Task objective:
Don't include pictures. Quote the lines below from the first through the line that contains "const gridLine = '#c0c0c0';".

Material:

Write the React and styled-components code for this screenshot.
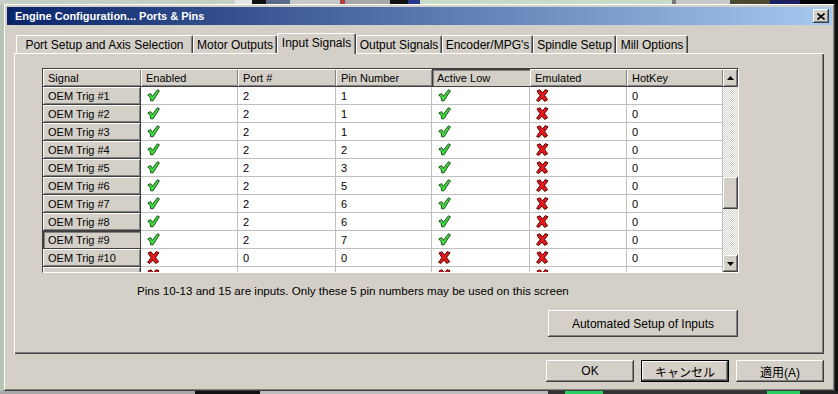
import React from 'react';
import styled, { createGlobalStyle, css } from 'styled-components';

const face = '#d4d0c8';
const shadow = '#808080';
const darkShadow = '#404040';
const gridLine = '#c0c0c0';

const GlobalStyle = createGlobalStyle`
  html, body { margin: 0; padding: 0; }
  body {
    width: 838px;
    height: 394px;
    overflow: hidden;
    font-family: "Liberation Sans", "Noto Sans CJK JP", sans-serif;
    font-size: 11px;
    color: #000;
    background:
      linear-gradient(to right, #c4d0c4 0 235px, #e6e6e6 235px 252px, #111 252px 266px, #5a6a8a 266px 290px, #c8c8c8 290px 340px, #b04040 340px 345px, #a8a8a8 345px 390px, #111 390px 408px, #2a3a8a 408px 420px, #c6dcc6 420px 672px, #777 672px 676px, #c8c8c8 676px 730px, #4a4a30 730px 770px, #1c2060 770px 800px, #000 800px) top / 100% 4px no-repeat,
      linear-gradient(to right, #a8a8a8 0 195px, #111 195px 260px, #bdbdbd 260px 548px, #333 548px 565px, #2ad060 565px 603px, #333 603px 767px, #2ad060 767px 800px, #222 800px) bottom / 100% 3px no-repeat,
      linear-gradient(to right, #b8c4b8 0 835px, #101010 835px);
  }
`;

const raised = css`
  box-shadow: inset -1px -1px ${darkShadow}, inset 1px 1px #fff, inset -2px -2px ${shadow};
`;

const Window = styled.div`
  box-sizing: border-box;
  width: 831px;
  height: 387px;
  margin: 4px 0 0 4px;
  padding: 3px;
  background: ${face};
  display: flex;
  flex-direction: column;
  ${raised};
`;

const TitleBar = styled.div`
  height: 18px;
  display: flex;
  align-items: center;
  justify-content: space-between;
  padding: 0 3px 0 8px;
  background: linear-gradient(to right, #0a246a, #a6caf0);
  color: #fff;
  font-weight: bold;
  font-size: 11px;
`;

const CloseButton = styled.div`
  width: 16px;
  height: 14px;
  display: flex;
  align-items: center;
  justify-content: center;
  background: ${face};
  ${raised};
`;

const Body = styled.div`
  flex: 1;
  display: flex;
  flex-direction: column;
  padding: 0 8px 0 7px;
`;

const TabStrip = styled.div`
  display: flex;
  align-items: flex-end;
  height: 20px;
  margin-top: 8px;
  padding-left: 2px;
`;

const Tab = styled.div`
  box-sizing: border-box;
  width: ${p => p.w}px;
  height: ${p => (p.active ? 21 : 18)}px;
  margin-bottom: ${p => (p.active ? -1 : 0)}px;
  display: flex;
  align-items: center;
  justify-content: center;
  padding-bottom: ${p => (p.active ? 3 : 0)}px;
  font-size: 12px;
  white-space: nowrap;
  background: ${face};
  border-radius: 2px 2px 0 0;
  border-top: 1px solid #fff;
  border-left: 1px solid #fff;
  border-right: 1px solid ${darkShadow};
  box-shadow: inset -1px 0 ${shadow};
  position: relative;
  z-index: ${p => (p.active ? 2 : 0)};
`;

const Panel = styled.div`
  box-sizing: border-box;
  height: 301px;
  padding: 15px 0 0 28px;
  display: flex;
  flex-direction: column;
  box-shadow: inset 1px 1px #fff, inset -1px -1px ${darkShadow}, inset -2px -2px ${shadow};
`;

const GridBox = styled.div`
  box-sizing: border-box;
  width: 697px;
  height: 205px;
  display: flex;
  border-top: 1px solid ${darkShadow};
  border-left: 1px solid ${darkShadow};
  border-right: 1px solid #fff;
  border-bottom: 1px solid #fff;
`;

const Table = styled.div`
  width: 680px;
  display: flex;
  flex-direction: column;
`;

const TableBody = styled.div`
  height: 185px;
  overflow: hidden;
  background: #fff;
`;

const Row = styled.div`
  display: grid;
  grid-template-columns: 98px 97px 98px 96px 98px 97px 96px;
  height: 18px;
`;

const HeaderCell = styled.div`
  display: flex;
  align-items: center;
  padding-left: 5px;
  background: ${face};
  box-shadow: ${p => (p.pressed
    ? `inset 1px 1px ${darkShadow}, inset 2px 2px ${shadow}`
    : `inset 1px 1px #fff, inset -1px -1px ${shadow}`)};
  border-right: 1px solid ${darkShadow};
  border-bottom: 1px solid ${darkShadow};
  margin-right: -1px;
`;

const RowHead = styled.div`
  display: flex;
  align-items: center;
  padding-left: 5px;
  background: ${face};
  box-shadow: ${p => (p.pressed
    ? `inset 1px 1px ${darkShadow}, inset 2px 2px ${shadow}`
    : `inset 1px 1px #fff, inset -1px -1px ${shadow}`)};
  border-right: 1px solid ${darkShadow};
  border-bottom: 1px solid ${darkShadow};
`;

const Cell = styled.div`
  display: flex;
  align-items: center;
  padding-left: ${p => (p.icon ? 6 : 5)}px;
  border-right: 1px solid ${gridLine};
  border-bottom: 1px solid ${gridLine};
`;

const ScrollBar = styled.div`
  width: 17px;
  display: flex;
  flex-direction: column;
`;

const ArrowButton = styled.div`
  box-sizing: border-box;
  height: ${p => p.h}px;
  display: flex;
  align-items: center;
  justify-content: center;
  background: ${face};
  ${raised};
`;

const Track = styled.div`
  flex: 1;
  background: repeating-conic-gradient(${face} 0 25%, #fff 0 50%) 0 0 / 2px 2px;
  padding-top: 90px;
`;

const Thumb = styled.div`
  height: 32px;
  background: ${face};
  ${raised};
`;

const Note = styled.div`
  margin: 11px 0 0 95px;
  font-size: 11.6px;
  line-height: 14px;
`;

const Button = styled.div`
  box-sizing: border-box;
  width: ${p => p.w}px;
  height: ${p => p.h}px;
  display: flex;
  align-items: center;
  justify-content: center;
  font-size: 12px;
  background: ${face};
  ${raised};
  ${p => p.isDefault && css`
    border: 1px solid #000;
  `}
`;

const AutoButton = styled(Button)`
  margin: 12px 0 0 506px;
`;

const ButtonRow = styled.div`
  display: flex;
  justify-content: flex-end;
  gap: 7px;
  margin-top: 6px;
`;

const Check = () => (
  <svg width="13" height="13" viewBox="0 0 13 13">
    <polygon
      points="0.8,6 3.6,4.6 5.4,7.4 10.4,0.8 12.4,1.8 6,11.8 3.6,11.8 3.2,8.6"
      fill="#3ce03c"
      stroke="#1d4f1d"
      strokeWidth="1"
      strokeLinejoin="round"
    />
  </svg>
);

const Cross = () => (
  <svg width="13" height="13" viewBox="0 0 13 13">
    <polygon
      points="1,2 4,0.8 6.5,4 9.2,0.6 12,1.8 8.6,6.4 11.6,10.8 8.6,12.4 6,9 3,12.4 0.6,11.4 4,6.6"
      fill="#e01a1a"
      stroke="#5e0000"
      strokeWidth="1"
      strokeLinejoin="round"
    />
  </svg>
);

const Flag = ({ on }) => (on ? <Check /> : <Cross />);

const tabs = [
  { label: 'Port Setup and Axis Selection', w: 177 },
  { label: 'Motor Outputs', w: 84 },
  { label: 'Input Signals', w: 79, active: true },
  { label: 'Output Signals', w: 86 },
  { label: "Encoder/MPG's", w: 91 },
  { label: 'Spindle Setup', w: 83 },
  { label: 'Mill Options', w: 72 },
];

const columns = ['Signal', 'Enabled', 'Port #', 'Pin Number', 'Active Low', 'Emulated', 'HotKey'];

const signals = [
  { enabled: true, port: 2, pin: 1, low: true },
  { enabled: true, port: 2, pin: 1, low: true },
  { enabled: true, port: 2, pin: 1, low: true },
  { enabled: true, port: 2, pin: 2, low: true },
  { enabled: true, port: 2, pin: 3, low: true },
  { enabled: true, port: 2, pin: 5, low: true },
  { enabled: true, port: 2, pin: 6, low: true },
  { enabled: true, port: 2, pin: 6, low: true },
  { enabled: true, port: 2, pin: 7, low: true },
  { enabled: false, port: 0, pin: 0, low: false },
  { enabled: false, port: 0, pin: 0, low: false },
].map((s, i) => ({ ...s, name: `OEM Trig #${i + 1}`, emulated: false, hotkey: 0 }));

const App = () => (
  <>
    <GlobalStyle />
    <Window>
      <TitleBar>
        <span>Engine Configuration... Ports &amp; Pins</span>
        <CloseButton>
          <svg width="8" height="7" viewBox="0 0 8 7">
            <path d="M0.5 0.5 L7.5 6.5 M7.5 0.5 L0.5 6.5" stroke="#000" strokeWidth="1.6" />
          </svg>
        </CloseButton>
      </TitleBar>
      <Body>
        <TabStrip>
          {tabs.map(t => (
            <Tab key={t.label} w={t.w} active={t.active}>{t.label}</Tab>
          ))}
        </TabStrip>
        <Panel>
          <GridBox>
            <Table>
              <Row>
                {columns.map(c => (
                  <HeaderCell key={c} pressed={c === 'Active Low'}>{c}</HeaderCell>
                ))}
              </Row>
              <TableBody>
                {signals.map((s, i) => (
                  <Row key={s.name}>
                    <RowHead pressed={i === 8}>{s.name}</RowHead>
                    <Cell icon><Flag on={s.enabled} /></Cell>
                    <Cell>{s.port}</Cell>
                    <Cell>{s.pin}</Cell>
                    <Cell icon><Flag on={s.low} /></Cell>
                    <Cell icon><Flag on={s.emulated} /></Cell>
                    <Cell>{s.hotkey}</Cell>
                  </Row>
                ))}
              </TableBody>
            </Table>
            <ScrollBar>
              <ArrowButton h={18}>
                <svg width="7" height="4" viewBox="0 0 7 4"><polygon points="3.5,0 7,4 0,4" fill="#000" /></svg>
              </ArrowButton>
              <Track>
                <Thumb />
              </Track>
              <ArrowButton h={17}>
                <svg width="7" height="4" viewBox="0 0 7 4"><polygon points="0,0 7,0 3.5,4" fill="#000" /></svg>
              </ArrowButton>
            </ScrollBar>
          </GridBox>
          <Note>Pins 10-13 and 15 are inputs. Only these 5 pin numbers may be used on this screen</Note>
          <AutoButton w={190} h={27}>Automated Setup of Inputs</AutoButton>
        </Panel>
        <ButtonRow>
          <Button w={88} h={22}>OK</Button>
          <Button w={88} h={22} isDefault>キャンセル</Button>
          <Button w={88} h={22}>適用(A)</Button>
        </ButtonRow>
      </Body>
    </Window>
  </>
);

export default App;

Response:
Write the React and styled-components code for this screenshot.
import React from 'react';
import styled, { createGlobalStyle, css } from 'styled-components';

const face = '#d4d0c8';
const shadow = '#808080';
const darkShadow = '#404040';
const gridLine = '#c0c0c0';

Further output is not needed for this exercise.